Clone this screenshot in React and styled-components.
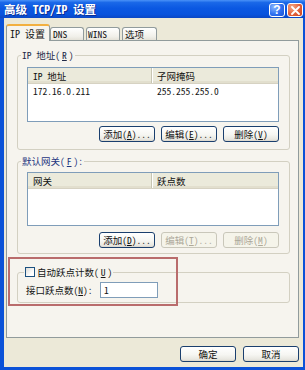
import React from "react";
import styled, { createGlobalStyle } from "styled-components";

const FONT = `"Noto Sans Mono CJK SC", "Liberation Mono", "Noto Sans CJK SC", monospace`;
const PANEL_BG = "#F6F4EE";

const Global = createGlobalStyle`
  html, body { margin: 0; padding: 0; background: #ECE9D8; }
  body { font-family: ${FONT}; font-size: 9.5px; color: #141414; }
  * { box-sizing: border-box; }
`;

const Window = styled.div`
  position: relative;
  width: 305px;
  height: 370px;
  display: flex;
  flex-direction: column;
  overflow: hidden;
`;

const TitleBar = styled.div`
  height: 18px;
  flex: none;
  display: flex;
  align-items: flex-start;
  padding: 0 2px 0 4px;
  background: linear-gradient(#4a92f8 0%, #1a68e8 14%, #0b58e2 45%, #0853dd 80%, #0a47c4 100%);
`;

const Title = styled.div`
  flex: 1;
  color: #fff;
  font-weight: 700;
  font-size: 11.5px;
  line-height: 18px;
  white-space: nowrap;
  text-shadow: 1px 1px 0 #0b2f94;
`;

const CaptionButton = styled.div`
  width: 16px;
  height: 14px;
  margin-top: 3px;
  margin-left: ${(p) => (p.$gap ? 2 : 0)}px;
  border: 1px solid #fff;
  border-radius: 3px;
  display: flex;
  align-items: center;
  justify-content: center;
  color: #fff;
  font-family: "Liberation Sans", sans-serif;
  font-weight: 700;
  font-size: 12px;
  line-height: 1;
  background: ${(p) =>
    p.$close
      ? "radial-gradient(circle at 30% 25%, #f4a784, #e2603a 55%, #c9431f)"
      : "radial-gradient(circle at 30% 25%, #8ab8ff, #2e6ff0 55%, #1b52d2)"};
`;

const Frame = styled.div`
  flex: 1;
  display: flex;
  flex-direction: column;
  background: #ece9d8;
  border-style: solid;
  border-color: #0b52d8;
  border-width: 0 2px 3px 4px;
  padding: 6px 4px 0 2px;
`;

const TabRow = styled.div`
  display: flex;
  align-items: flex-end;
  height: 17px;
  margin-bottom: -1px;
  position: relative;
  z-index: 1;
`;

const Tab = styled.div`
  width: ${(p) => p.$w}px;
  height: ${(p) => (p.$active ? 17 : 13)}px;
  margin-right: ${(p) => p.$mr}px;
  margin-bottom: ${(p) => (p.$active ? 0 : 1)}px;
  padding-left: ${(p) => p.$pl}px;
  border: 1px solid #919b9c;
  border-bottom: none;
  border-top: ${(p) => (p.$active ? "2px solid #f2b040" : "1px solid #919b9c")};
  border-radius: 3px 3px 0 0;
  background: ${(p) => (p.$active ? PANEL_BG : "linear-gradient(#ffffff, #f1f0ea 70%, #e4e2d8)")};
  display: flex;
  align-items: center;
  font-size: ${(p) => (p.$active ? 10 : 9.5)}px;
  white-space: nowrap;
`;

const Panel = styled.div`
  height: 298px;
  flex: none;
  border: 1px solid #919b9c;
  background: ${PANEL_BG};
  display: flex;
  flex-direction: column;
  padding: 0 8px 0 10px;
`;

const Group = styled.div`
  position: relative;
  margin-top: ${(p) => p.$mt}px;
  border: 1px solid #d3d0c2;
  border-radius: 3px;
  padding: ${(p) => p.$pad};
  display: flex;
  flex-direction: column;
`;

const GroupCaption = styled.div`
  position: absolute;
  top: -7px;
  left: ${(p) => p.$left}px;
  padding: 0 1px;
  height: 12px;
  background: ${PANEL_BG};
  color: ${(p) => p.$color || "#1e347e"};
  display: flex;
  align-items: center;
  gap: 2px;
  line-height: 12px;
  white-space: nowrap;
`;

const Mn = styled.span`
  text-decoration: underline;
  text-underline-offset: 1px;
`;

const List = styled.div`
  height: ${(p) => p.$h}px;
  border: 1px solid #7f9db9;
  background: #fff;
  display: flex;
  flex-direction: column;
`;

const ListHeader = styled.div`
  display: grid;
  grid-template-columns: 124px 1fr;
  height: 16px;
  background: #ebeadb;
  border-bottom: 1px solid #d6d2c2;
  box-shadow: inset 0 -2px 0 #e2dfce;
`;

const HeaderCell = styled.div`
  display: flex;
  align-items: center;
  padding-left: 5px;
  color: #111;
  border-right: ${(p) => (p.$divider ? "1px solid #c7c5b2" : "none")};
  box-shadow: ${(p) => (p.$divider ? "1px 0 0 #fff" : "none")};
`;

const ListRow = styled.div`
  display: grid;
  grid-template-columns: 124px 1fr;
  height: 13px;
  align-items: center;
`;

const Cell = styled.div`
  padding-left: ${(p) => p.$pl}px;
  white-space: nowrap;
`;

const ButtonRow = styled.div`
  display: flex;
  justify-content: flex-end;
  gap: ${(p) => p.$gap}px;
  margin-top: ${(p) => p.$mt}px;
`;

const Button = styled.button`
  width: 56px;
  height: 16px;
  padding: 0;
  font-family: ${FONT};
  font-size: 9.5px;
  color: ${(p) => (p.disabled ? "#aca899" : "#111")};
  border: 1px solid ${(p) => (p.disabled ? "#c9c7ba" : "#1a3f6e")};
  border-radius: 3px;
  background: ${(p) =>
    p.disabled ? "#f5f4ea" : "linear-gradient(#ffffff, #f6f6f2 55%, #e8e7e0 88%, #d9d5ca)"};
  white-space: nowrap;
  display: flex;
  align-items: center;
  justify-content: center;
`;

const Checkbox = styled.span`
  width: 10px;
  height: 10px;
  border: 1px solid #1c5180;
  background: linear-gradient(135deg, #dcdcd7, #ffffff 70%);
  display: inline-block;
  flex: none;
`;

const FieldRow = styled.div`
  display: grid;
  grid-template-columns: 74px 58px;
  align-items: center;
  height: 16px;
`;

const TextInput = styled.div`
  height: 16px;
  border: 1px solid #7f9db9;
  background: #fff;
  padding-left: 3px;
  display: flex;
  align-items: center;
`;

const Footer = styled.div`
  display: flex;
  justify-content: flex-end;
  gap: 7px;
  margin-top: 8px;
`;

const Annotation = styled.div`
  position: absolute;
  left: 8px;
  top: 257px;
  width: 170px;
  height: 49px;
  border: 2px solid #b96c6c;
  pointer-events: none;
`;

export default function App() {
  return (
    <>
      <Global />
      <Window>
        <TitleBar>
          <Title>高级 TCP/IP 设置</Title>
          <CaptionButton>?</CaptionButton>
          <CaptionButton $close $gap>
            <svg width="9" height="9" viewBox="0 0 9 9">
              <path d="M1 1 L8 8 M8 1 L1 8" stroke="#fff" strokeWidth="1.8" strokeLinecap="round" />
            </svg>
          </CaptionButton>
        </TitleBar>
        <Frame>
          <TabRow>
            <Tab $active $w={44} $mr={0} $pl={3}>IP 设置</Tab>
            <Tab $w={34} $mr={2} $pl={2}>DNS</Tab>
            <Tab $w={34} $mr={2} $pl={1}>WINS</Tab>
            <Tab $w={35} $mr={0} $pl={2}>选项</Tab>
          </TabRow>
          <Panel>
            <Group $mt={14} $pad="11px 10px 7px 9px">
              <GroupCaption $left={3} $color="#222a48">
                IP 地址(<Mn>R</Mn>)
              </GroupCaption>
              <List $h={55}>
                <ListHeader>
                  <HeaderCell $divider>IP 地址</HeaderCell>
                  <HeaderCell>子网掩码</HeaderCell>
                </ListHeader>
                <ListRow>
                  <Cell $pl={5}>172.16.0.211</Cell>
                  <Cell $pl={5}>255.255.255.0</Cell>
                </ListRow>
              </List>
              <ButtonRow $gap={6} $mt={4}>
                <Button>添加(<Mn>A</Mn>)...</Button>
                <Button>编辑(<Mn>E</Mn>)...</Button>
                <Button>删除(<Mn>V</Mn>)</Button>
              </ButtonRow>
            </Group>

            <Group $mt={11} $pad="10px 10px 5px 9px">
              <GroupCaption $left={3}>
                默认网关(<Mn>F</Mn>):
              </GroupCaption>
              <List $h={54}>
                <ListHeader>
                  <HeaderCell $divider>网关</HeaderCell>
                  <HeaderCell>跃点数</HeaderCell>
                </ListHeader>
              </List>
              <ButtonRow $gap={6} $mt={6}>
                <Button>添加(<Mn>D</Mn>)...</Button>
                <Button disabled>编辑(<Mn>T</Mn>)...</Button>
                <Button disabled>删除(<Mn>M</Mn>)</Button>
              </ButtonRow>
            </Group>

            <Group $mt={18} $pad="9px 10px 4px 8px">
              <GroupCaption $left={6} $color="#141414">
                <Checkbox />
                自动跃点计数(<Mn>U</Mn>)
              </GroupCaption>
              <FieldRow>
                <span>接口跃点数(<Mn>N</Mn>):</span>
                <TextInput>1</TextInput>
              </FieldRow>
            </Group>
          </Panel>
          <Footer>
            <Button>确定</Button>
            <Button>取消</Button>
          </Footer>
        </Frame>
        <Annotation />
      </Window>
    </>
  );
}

• • •

§ **Required work**: Using the listing, collect all lines in which the string "components" is found.

§ **Answer in full**:
Clone this screenshot in React and styled-components.
import styled, { createGlobalStyle } from "styled-components";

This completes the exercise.